Let’s try this again, with colors this time:

remaining_chars = end_of_file_index - current_file_index

and this:

remainingChars = endOfFileIndex - currentFileIndex

Different, yes. Sufficient, perhaps, But two levels of distinction is still better.

My opinion: camelCase/PascalCase.

My Personal Feel

My conclusion is this: camelCase/PascalCase has a good number of things going for it, sufficient to overcome the few issues that it poses.

I am not oblivious to some of the issues with this naming convention. I know about the fact that sometimes it doesn’t deal well with special words (e.g. URLCharacters), single letters (e.g. MyIPhone), and so on. However, I do feel that these can be gotten around with by choosing better names.

I also realize that camelCase/PascalCase takes some time to get your brain around identifying capitals as word boundaries.
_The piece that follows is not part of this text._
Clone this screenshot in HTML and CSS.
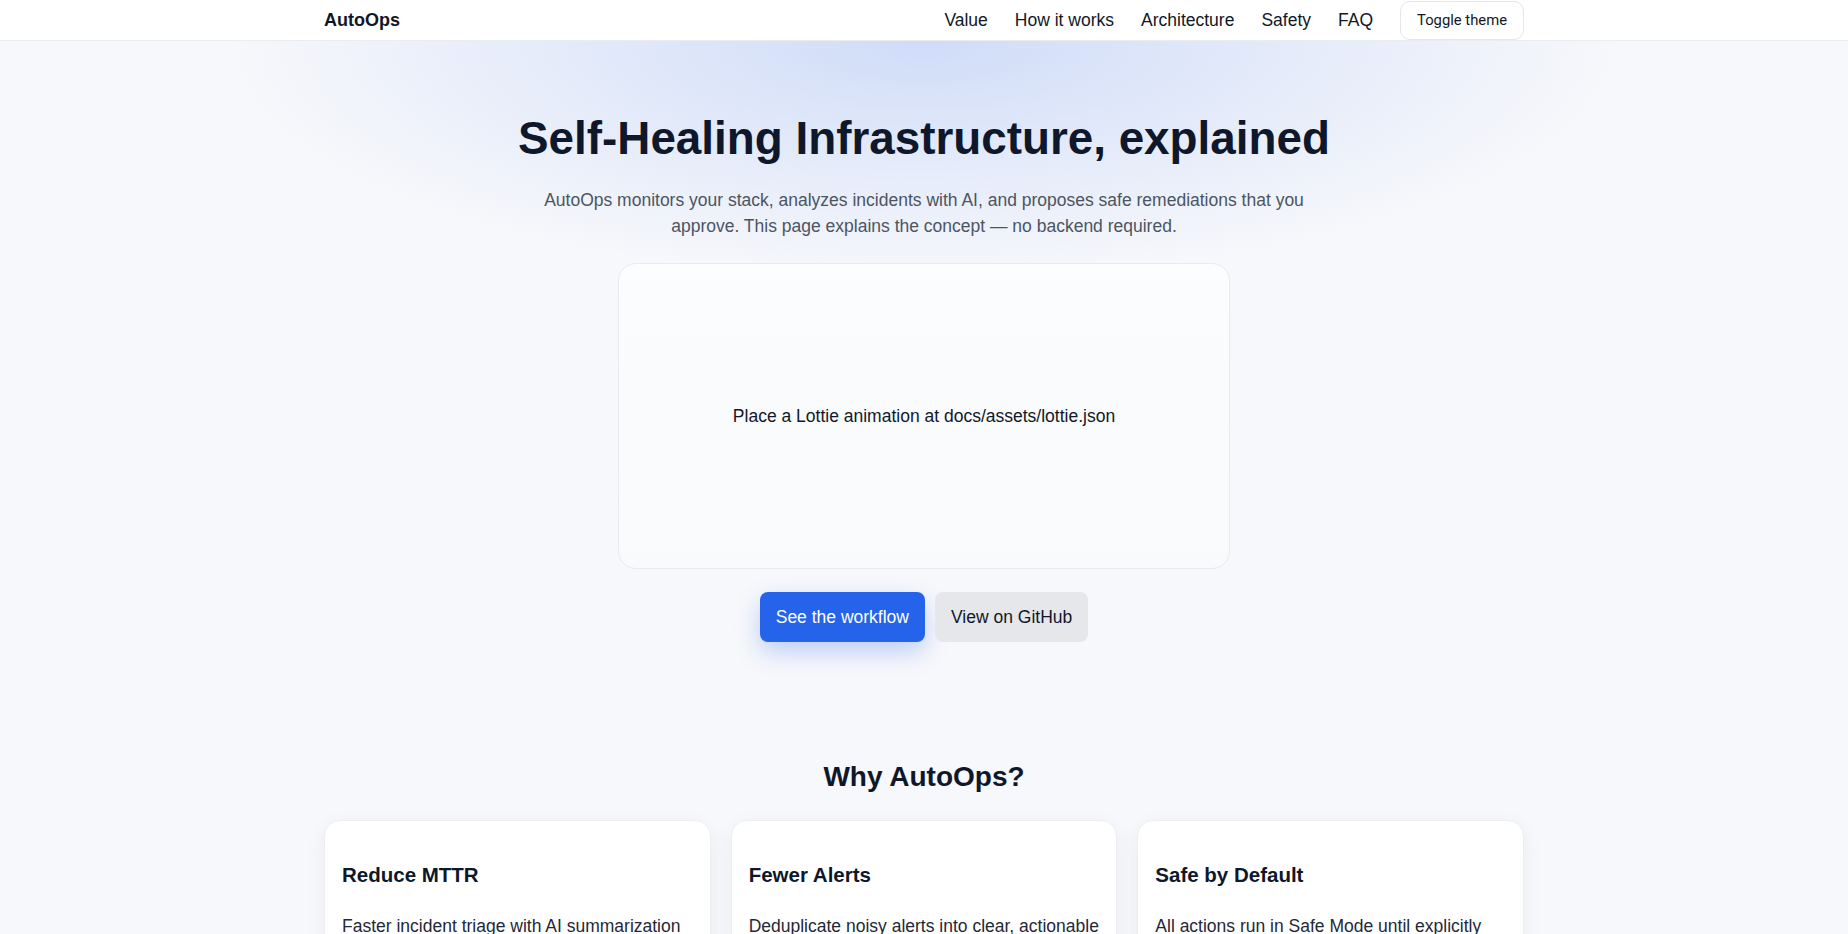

However, once you’ve gotten that part down (which doesn’t take long, really), the benefits are apparent.

The human brain is a intricate and extremely powerful pattern matching machine. The introduction of a character that not just represents, but looks like the blank space character impedes on critical function of our pattern matching abilities – the ability to know when we are looking at a single “thing”, an identifier, and when we are not (i.e. we are looking at interactions between identifiers).

In addition, camelCase/PascalCase naturally introduces greater variation in the way things are named, allowing for conscious or even subconscious deduction of the meaning of an identifier. I’m talking about the fact that when I see PascalCase, I immediately thing class, and when I see camelCase, I immediately think function or variable (assuming that’s the convention of whatever you’re reading). Hence, when I read

Vehicle.getType()

I know what Vehicle and getType are. Immediately. No mousing over to check what the IDE tells me, no attempting to jump to function definitions, etc.

vehicle.get_type()

just doesn’t convey the same fidelity of information. IDE or not.